Make an exact transcription of the material, leaving out all images.

--- Supplied material ---
──────────
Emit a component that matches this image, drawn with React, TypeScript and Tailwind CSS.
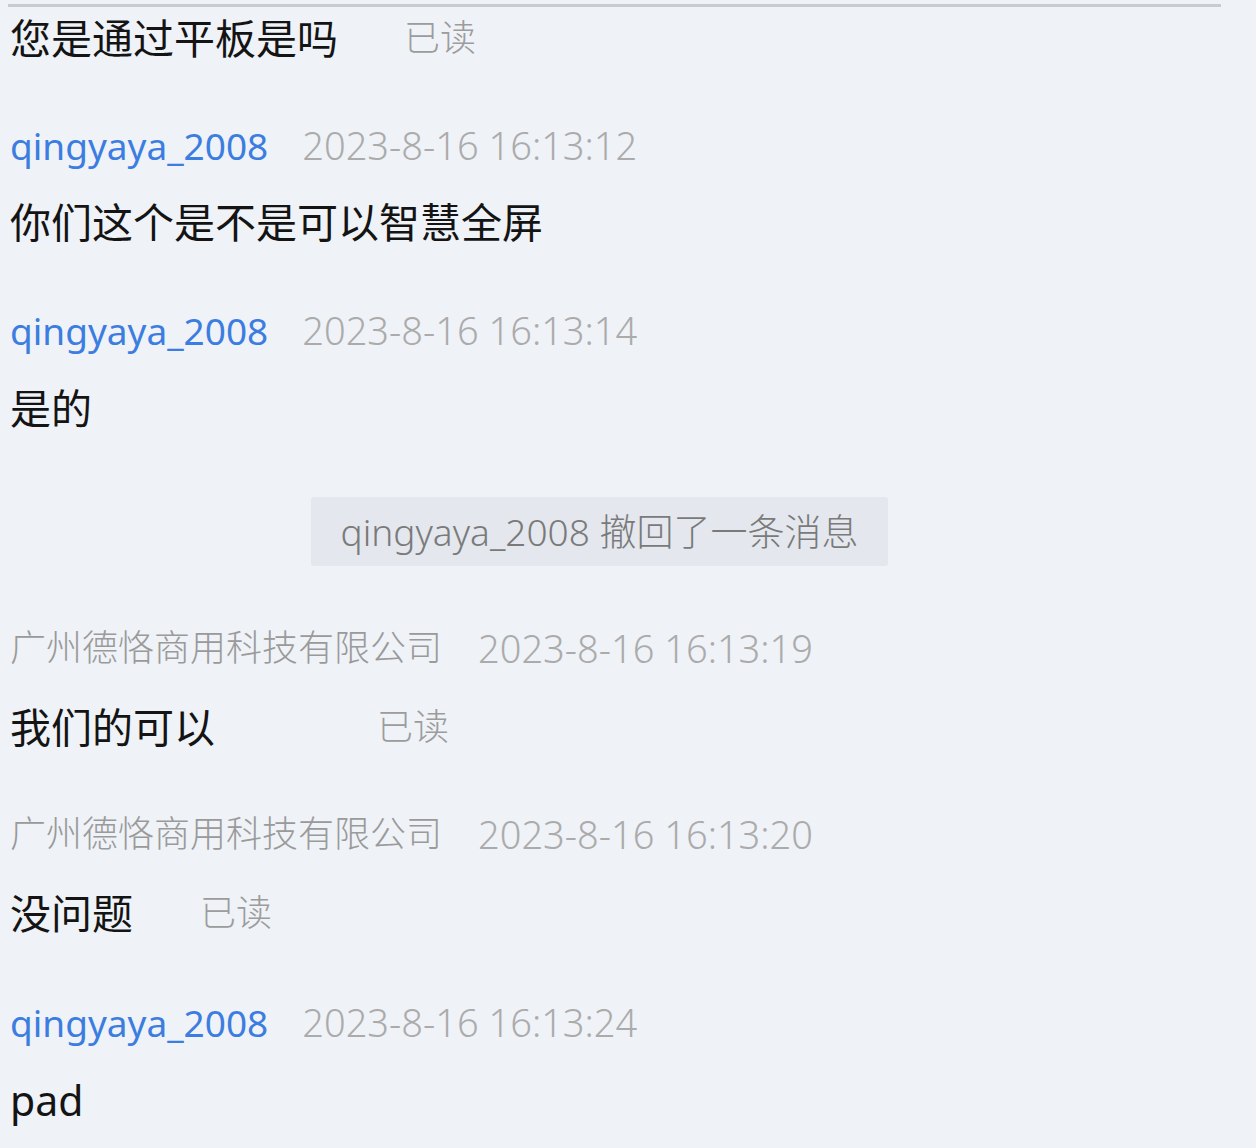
const cjk = "font-['Noto_Sans','Noto_Sans_CJK_SC',sans-serif]";

type Msg =
  | { kind: "head"; name: string; time: string; company?: boolean; mt: string }
  | { kind: "text"; text: string; read?: string; mt: string }
  | { kind: "sys"; text: string; mt: string };

const rows: Msg[] = [
  { kind: "text", text: "您是通过平板是吗", read: "ml-[66px]", mt: "mt-[1px]" },
  { kind: "head", name: "qingyaya_2008", time: "2023-8-16 16:13:12", mt: "mt-[47px]" },
  { kind: "text", text: "你们这个是不是可以智慧全屏", mt: "mt-[17px]" },
  { kind: "head", name: "qingyaya_2008", time: "2023-8-16 16:13:14", mt: "mt-[48px]" },
  { kind: "text", text: "是的", mt: "mt-[18px]" },
  { kind: "sys", text: "qingyaya_2008 撤回了一条消息", mt: "mt-[59px]" },
  { kind: "head", name: "广州德恪商用科技有限公司", time: "2023-8-16 16:13:19", company: true, mt: "mt-[52px]" },
  { kind: "text", text: "我们的可以", read: "ml-[162px]", mt: "mt-[19px]" },
  { kind: "head", name: "广州德恪商用科技有限公司", time: "2023-8-16 16:13:20", company: true, mt: "mt-[47px]" },
  { kind: "text", text: "没问题", read: "ml-[67px]", mt: "mt-[19px]" },
  { kind: "head", name: "qingyaya_2008", time: "2023-8-16 16:13:24", mt: "mt-[49px]" },
  { kind: "text", text: "pad", mt: "mt-[18px]" },
];

const Row = ({ m }: { m: Msg }) => {
  if (m.kind === "head") {
    return (
      <div className={`${m.mt} h-[60px] flex items-center pl-[10px] leading-none`}>
        <span className={m.company ? "text-[36px] text-[#9a9a9a] font-light" : "text-[37px] text-[#3b7de0]"}>{m.name}</span>
        <span className={`${m.company ? "ml-[36px]" : "ml-[34px]"} text-[38px] text-[#ababab] font-light`}>{m.time}</span>
      </div>
    );
  }
  if (m.kind === "sys") {
    return (
      <div className={`${m.mt} flex justify-center pr-[2px]`}>
        <div className="w-[577px] h-[69px] ml-[-55px] rounded-[3px] bg-[#e4e7ed] flex items-center justify-center text-[37px] leading-none text-[#7a7a7a] font-light">
          {m.text}
        </div>
      </div>
    );
  }
  return (
    <div className={`${m.mt} h-[60px] flex items-center pl-[10px] text-[41px] leading-none text-[#141414]`}>
      <span>{m.text}</span>
      {m.read && <span className={`${m.read} text-[36px] text-[#9c9c9c] font-light`}>已读</span>}
    </div>
  );
};

export default function App() {
  return (
    <div className={`w-[1256px] h-[1148px] bg-[#eff2f7] overflow-hidden ${cjk}`}>
      <div className="mt-[4px] ml-[8px] w-[1213px] h-[3px] bg-[#c9cbcf]" />
      {rows.map((m, i) => (
        <Row key={i} m={m} />
      ))}
    </div>
  );
}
──────────
--- Complete response ---
Emit a component that matches this image, drawn with React, TypeScript and Tailwind CSS.
const cjk = "font-['Noto_Sans','Noto_Sans_CJK_SC',sans-serif]";

type Msg =
  | { kind: "head"; name: string; time: string; company?: boolean; mt: string }
  | { kind: "text"; text: string; read?: string; mt: string }
  | { kind: "sys"; text: string; mt: string };

const rows: Msg[] = [
  { kind: "text", text: "您是通过平板是吗", read: "ml-[66px]", mt: "mt-[1px]" },
  { kind: "head", name: "qingyaya_2008", time: "2023-8-16 16:13:12", mt: "mt-[47px]" },
  { kind: "text", text: "你们这个是不是可以智慧全屏", mt: "mt-[17px]" },
  { kind: "head", name: "qingyaya_2008", time: "2023-8-16 16:13:14", mt: "mt-[48px]" },
  { kind: "text", text: "是的", mt: "mt-[18px]" },
  { kind: "sys", text: "qingyaya_2008 撤回了一条消息", mt: "mt-[59px]" },
  { kind: "head", name: "广州德恪商用科技有限公司", time: "2023-8-16 16:13:19", company: true, mt: "mt-[52px]" },
  { kind: "text", text: "我们的可以", read: "ml-[162px]", mt: "mt-[19px]" },
  { kind: "head", name: "广州德恪商用科技有限公司", time: "2023-8-16 16:13:20", company: true, mt: "mt-[47px]" },
  { kind: "text", text: "没问题", read: "ml-[67px]", mt: "mt-[19px]" },
  { kind: "head", name: "qingyaya_2008", time: "2023-8-16 16:13:24", mt: "mt-[49px]" },
  { kind: "text", text: "pad", mt: "mt-[18px]" },
];

const Row = ({ m }: { m: Msg }) => {
  if (m.kind === "head") {
    return (
      <div className={`${m.mt} h-[60px] flex items-center pl-[10px] leading-none`}>
        <span className={m.company ? "text-[36px] text-[#9a9a9a] font-light" : "text-[37px] text-[#3b7de0]"}>{m.name}</span>
        <span className={`${m.company ? "ml-[36px]" : "ml-[34px]"} text-[38px] text-[#ababab] font-light`}>{m.time}</span>
      </div>
    );
  }
  if (m.kind === "sys") {
    return (
      <div className={`${m.mt} flex justify-center pr-[2px]`}>
        <div className="w-[577px] h-[69px] ml-[-55px] rounded-[3px] bg-[#e4e7ed] flex items-center justify-center text-[37px] leading-none text-[#7a7a7a] font-light">
          {m.text}
        </div>
      </div>
    );
  }
  return (
    <div className={`${m.mt} h-[60px] flex items-center pl-[10px] text-[41px] leading-none text-[#141414]`}>
      <span>{m.text}</span>
      {m.read && <span className={`${m.read} text-[36px] text-[#9c9c9c] font-light`}>已读</span>}
    </div>
  );
};

export default function App() {
  return (
    <div className={`w-[1256px] h-[1148px] bg-[#eff2f7] overflow-hidden ${cjk}`}>
      <div className="mt-[4px] ml-[8px] w-[1213px] h-[3px] bg-[#c9cbcf]" />
      {rows.map((m, i) => (
        <Row key={i} m={m} />
      ))}
    </div>
  );
}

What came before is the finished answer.